• STATED PROBLEM: Retype all of the listing exactly, passing over any picture you find.

• MATERIAL:
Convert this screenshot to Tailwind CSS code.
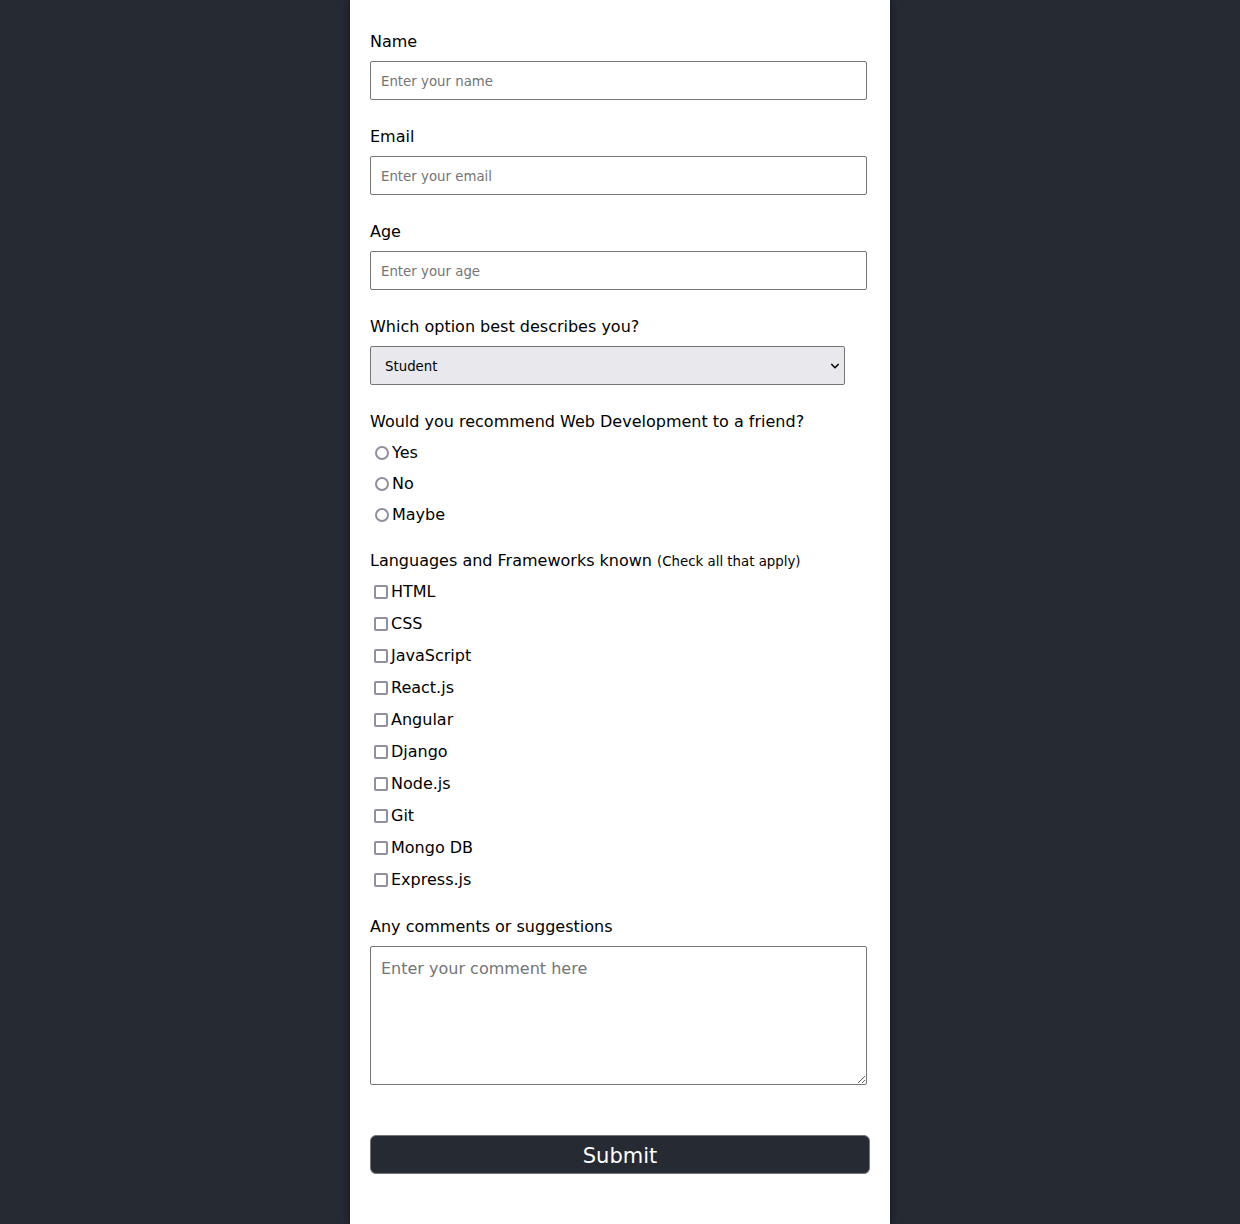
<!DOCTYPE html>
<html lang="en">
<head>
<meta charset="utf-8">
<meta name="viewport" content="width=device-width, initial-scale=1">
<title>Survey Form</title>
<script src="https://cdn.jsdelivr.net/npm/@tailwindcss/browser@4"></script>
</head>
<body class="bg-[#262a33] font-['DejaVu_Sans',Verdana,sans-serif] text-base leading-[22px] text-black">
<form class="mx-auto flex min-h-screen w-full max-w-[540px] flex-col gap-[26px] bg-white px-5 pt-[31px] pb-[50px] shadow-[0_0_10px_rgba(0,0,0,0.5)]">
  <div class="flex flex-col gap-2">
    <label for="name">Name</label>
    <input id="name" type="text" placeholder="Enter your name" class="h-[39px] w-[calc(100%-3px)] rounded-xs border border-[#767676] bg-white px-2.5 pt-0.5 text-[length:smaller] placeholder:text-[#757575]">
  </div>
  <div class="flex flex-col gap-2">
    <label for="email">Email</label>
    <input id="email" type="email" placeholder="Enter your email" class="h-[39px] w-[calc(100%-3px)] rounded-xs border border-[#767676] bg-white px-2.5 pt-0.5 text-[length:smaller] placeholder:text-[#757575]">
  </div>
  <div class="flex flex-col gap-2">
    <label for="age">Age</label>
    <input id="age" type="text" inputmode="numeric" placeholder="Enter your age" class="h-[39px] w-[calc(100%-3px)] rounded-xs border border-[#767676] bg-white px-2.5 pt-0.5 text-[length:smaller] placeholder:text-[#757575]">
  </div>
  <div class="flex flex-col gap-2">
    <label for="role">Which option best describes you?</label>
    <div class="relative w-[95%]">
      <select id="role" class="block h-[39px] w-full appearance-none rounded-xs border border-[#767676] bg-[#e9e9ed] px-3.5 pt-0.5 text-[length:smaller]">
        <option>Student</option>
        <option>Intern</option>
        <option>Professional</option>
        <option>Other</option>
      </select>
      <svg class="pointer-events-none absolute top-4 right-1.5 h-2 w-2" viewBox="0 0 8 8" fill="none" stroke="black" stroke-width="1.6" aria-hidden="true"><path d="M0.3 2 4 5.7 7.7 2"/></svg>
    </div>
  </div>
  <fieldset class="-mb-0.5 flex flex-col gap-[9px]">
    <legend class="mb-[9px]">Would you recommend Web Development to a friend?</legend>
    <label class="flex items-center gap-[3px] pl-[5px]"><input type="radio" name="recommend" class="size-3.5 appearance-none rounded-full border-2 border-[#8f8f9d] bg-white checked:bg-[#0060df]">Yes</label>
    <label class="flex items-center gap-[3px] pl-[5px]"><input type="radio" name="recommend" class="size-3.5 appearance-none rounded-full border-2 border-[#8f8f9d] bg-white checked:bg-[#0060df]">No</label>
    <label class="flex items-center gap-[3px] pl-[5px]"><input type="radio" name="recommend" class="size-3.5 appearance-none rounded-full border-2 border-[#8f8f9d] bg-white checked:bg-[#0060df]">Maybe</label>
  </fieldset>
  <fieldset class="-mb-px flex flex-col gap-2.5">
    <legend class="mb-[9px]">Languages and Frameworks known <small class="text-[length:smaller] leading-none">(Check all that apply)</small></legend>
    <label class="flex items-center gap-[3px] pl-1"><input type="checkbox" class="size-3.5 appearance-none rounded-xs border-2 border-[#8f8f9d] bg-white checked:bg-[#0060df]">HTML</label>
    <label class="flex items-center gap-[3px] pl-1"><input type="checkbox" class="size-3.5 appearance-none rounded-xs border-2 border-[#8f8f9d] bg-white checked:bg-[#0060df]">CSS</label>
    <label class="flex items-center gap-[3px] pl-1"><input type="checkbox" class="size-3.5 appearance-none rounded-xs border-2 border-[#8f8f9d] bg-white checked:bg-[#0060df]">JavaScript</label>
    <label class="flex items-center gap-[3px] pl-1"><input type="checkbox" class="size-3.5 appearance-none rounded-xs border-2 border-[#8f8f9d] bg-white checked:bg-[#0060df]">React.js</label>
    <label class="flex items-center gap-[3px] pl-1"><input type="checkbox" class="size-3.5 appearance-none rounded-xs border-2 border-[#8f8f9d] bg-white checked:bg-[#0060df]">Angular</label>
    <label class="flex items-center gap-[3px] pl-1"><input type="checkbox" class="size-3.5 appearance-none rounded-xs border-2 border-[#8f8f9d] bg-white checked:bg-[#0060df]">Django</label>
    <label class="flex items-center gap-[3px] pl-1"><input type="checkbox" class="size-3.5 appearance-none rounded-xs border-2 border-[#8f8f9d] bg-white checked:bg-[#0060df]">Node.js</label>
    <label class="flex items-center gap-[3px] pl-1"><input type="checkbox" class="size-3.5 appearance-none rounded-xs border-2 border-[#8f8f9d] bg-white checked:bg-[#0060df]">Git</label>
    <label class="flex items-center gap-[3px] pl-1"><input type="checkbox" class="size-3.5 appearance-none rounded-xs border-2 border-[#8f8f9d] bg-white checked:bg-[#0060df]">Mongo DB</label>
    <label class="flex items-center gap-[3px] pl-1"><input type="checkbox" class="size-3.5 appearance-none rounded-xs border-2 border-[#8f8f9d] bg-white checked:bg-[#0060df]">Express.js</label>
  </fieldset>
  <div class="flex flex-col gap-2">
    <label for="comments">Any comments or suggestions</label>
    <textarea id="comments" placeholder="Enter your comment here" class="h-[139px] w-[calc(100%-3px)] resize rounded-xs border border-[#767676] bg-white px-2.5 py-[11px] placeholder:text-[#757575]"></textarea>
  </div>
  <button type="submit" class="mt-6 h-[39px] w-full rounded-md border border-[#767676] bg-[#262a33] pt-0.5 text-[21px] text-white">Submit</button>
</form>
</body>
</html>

• ANSWER BELOW:
Convert this screenshot to Tailwind CSS code.
<!DOCTYPE html>
<html lang="en">
<head>
<meta charset="utf-8">
<meta name="viewport" content="width=device-width, initial-scale=1">
<title>Survey Form</title>
<script src="https://cdn.jsdelivr.net/npm/@tailwindcss/browser@4"></script>
</head>
<body class="bg-[#262a33] font-['DejaVu_Sans',Verdana,sans-serif] text-base leading-[22px] text-black">
<form class="mx-auto flex min-h-screen w-full max-w-[540px] flex-col gap-[26px] bg-white px-5 pt-[31px] pb-[50px] shadow-[0_0_10px_rgba(0,0,0,0.5)]">
  <div class="flex flex-col gap-2">
    <label for="name">Name</label>
    <input id="name" type="text" placeholder="Enter your name" class="h-[39px] w-[calc(100%-3px)] rounded-xs border border-[#767676] bg-white px-2.5 pt-0.5 text-[length:smaller] placeholder:text-[#757575]">
  </div>
  <div class="flex flex-col gap-2">
    <label for="email">Email</label>
    <input id="email" type="email" placeholder="Enter your email" class="h-[39px] w-[calc(100%-3px)] rounded-xs border border-[#767676] bg-white px-2.5 pt-0.5 text-[length:smaller] placeholder:text-[#757575]">
  </div>
  <div class="flex flex-col gap-2">
    <label for="age">Age</label>
    <input id="age" type="text" inputmode="numeric" placeholder="Enter your age" class="h-[39px] w-[calc(100%-3px)] rounded-xs border border-[#767676] bg-white px-2.5 pt-0.5 text-[length:smaller] placeholder:text-[#757575]">
  </div>
  <div class="flex flex-col gap-2">
    <label for="role">Which option best describes you?</label>
    <div class="relative w-[95%]">
      <select id="role" class="block h-[39px] w-full appearance-none rounded-xs border border-[#767676] bg-[#e9e9ed] px-3.5 pt-0.5 text-[length:smaller]">
        <option>Student</option>
        <option>Intern</option>
        <option>Professional</option>
        <option>Other</option>
      </select>
      <svg class="pointer-events-none absolute top-4 right-1.5 h-2 w-2" viewBox="0 0 8 8" fill="none" stroke="black" stroke-width="1.6" aria-hidden="true"><path d="M0.3 2 4 5.7 7.7 2"/></svg>
    </div>
  </div>
  <fieldset class="-mb-0.5 flex flex-col gap-[9px]">
    <legend class="mb-[9px]">Would you recommend Web Development to a friend?</legend>
    <label class="flex items-center gap-[3px] pl-[5px]"><input type="radio" name="recommend" class="size-3.5 appearance-none rounded-full border-2 border-[#8f8f9d] bg-white checked:bg-[#0060df]">Yes</label>
    <label class="flex items-center gap-[3px] pl-[5px]"><input type="radio" name="recommend" class="size-3.5 appearance-none rounded-full border-2 border-[#8f8f9d] bg-white checked:bg-[#0060df]">No</label>
    <label class="flex items-center gap-[3px] pl-[5px]"><input type="radio" name="recommend" class="size-3.5 appearance-none rounded-full border-2 border-[#8f8f9d] bg-white checked:bg-[#0060df]">Maybe</label>
  </fieldset>
  <fieldset class="-mb-px flex flex-col gap-2.5">
    <legend class="mb-[9px]">Languages and Frameworks known <small class="text-[length:smaller] leading-none">(Check all that apply)</small></legend>
    <label class="flex items-center gap-[3px] pl-1"><input type="checkbox" class="size-3.5 appearance-none rounded-xs border-2 border-[#8f8f9d] bg-white checked:bg-[#0060df]">HTML</label>
    <label class="flex items-center gap-[3px] pl-1"><input type="checkbox" class="size-3.5 appearance-none rounded-xs border-2 border-[#8f8f9d] bg-white checked:bg-[#0060df]">CSS</label>
    <label class="flex items-center gap-[3px] pl-1"><input type="checkbox" class="size-3.5 appearance-none rounded-xs border-2 border-[#8f8f9d] bg-white checked:bg-[#0060df]">JavaScript</label>
    <label class="flex items-center gap-[3px] pl-1"><input type="checkbox" class="size-3.5 appearance-none rounded-xs border-2 border-[#8f8f9d] bg-white checked:bg-[#0060df]">React.js</label>
    <label class="flex items-center gap-[3px] pl-1"><input type="checkbox" class="size-3.5 appearance-none rounded-xs border-2 border-[#8f8f9d] bg-white checked:bg-[#0060df]">Angular</label>
    <label class="flex items-center gap-[3px] pl-1"><input type="checkbox" class="size-3.5 appearance-none rounded-xs border-2 border-[#8f8f9d] bg-white checked:bg-[#0060df]">Django</label>
    <label class="flex items-center gap-[3px] pl-1"><input type="checkbox" class="size-3.5 appearance-none rounded-xs border-2 border-[#8f8f9d] bg-white checked:bg-[#0060df]">Node.js</label>
    <label class="flex items-center gap-[3px] pl-1"><input type="checkbox" class="size-3.5 appearance-none rounded-xs border-2 border-[#8f8f9d] bg-white checked:bg-[#0060df]">Git</label>
    <label class="flex items-center gap-[3px] pl-1"><input type="checkbox" class="size-3.5 appearance-none rounded-xs border-2 border-[#8f8f9d] bg-white checked:bg-[#0060df]">Mongo DB</label>
    <label class="flex items-center gap-[3px] pl-1"><input type="checkbox" class="size-3.5 appearance-none rounded-xs border-2 border-[#8f8f9d] bg-white checked:bg-[#0060df]">Express.js</label>
  </fieldset>
  <div class="flex flex-col gap-2">
    <label for="comments">Any comments or suggestions</label>
    <textarea id="comments" placeholder="Enter your comment here" class="h-[139px] w-[calc(100%-3px)] resize rounded-xs border border-[#767676] bg-white px-2.5 py-[11px] placeholder:text-[#757575]"></textarea>
  </div>
  <button type="submit" class="mt-6 h-[39px] w-full rounded-md border border-[#767676] bg-[#262a33] pt-0.5 text-[21px] text-white">Submit</button>
</form>
</body>
</html>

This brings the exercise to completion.